The Committee shall administer any equity-based, long-term incentive or other compensation plan adopted by the Board or this Company's stockholders for which no other administrator is named by the Board, this Company's stockholders or the terms of such plan. As administrator of any such plan, the Committee may, without limitation:
grant options and other awards under any such plan; provided, however, that each grant shall satisfy all the applicable terms of the plan under which it is granted as in effect at the time of grant; and
take any other action which, by the terms of the applicable plan, may be taken by the administrator of such plan.
Except as otherwise determined by the Board, the Committee shall periodically review the other compensation plans of the Company in light of Company and plan objectives, needs, and current benefit levels and benefit.

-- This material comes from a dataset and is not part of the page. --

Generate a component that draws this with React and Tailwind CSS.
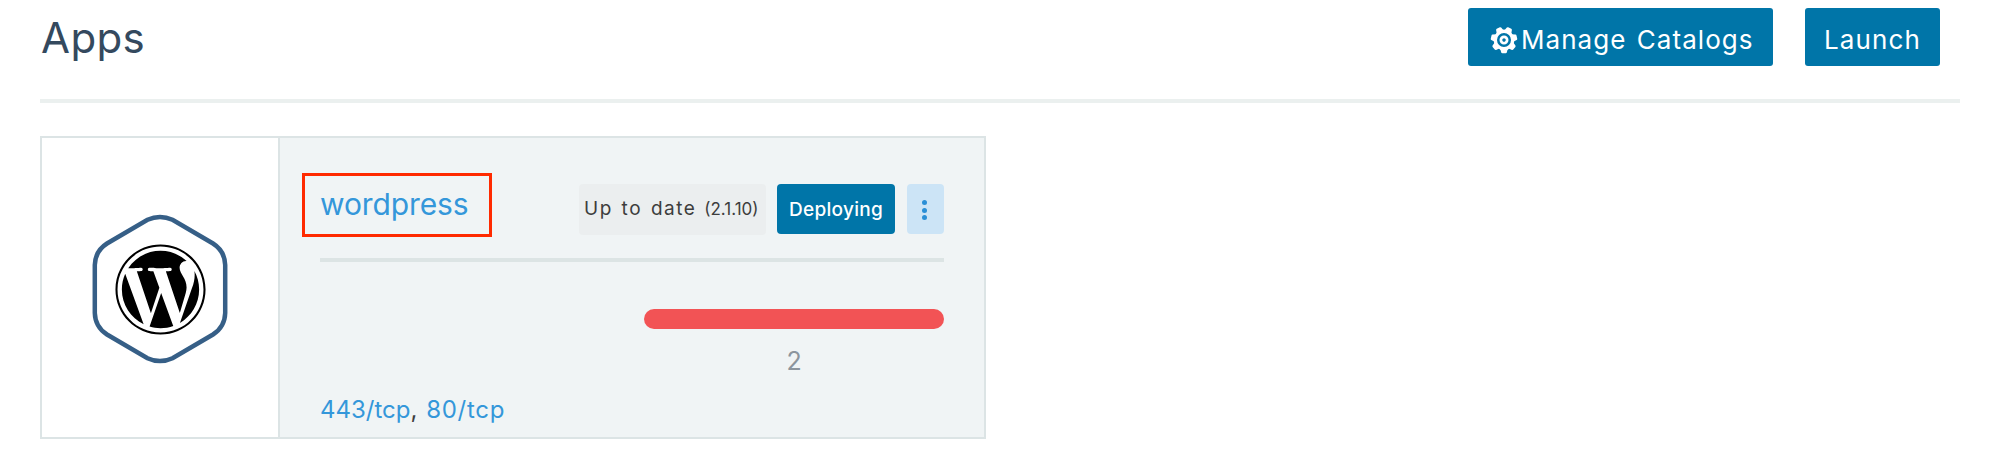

Company personnel will be responsible for the routine day-to-day administration of incentive compensation programs and benefit plans, including preparation and filing of all government reports and preparation of materials for employees.
The Committee shall, at least annually, assess whether any risks arising from the compensation policies and practices of the Company, including those of its subsidiaries, are reasonably likely to have a material adverse effect on the Company.
The Committee shall from time to time review and make recommendations to the Board with respect to compensation for the non-employee members of the Board.
The Committee will annually (i) review and reassess the adequacy of the Committee's Charter and (ii) conduct a self-assessment of the Committee's operations and provide a report of the assessment to the Board.
The Committee will perform such other activities that are consistent with this Charter, the Company's Bylaws and governing laws, as the Committee or the Board deems necessary or appropriate.